Congratulations! You just received a new donation! Nothing beats that feeling. You’re already calculating to which fund that precious gift belongs, and how far you can stretch it. But your next question should be—how can you ensure that that new donor sticks around to become part of your organization’s long-term support group?
If you’re like most orphanages or related ministries, you probably don’t have a full-time fundraiser on staff. This means that you, or a fellow administrator, worked hard to bring in that money, in addition to all of your regular responsibilities. So, donor retention may feel like an overwhelming, albeit important, side objective that you may or may not have time for.
But the truth is, donor retention translates to security. We all know this. You need a dedicated sector of regular, subscribed givers that have demonstrated their loyalty to your cause. Building up that core support sets the fundraising tone for the rest of the year; but how do we gather and keep that core alive—especially when time is limited? Hopefully you’re already running an active social media presence and sending out regular newsletters. But what else can you do?
To answer that question, here are 3 (reasonably simple and quick) steps to donor retention:
1. Make It Monthly
The first and most basic step is to make monthly giving as attractive as possible. One-time donations are wonderful surprises; monthly donations are reliable. And as the world moves towards faster and easier, stream-lined processes, nonprofits are receiving a range of benefits. A notable one lies within online, monthly subscriptions.
With this method, gifts will come out of the donor’s bank account automatically, and they don’t have to do anything extra. Not even write the check or lick the envelope. Once a donor has filled out your form to give, let’s say, $100/month, it actually requires more energy on their part to cancel that giving channel, than to just let it continue passively.
Of course, nearly everyone knows this information. Sometimes, the trouble is just the application. Most of us don’t have the luxury to pay top-dollar to a web designer to implement complex forms and coding that’s connected to our organization’s bank account.
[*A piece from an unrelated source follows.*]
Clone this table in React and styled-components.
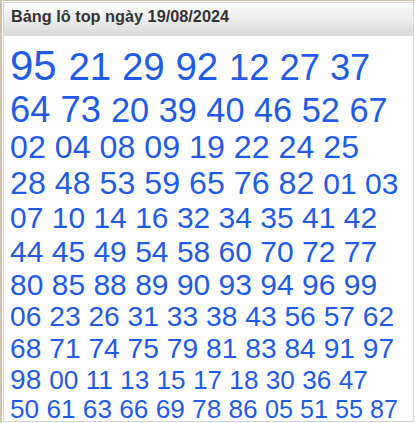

So, how to fix this? Our first choice is DonorBox.org!
Donorbox is an online service built specifically for nonprofits and organizations like yours. Once you have filled out the necessary information, they offer a simple form-builder that will help you create a beautiful portal for your donors. Their forms automatically work with Stripe (credit card processor) or Paypal.
Need help setting this up on your website? You can find a cheap, independent contractor to help you out on Fivver. While we probably wouldn’t solicit their help for building an entire website, this particular task is reasonably simple for a contractor in coding.
So, don’t have a monthly subscription form up on your website yet? Go check out these methods and see if they’re right for you!
2. Be Transparent (Show me the money!)
If you haven’t already noticed, the nature of charitable giving is changing. And it’s not all bad, it just requires some flexibility on our part! One of these changes is the call for greater transparency and visible, quantitative results.
Truly, this is an important shift and probably should have happened a long time ago. The essence of this new giving philosophy is accountability. Donors want to see exactly what’s going on within your organization, to the point of feeling personally involved. Where does the money go? What quantitative impact is being made? What has been accomplished with my gift?
Part of this comes from the move to online giving. With an influx of giving opportunities (endless organizations to choose from!), donors have a greater desire to know that they’ve placed their financial investment into an effective and honest organization!
So for us as nonprofit and orphanage leaders, this means offering as much information as we can, sharing every victory story we can, and thanking donors personally for making these impacts a reality.
In addition, we know that monthly support is necessary for the daily expenses of having such a big family—food, utilities, staff, etc. But whenever possible, show your donors that you have completed or are working on a project with a clear beginning and end. This could mean a new building or feature on your orphanage’s property. It could be fulfilling a one-time need with the kids, such as braces for their teeth. Whatever it may be, your donors will appreciate the opportunity to see a specific, quantitative accomplishment.
Be as transparent as possible with your donors, and you will build a culture of loyalty.
3. Let Change Be Felt
Lastly, you want your generous givers to have something they can see and touch. People will only invest into a concept they’ve merely read about in newsletters for so long. When you come face-to-face with the need, however, it impresses the urgency upon you in a lasting way. For us, the directors or administrators, this means we need to develop some kind of tangible contact.
Of course, nothing compares to an in-person encounter. The chance to discuss the need, have an interpersonal moment and build a relationship is invaluable. With donors close enough for this to be possible, we try to make this an annual occurrence.
But some donors are just too far away for a personal visit. What then?
This is where we can be creative. A classic example is to mail a picture for your donor’s fridge. But you can think even further outside the box and make an impression. Send a bumper sticker, or have your kids draw “thank you” pictures. Or, campaign by selling coffee mugs with your logo on them in your next newsletter. They will be reminded of your organization every morning with their brew. Know that you may incur some expense along the way, but donor retention and loyalty is always worth it in the long run.
The truth is, we’re all on the lookout for new ways to attract and keep our sponsors. And at the end of the day, absolutely nothing works better than developing relationships. Our donor’s are incredible people who want to be a part of who we are and what we do. Meeting them there, and getting to know them as well, even if just a little, can build a lasting donor-organization friendship.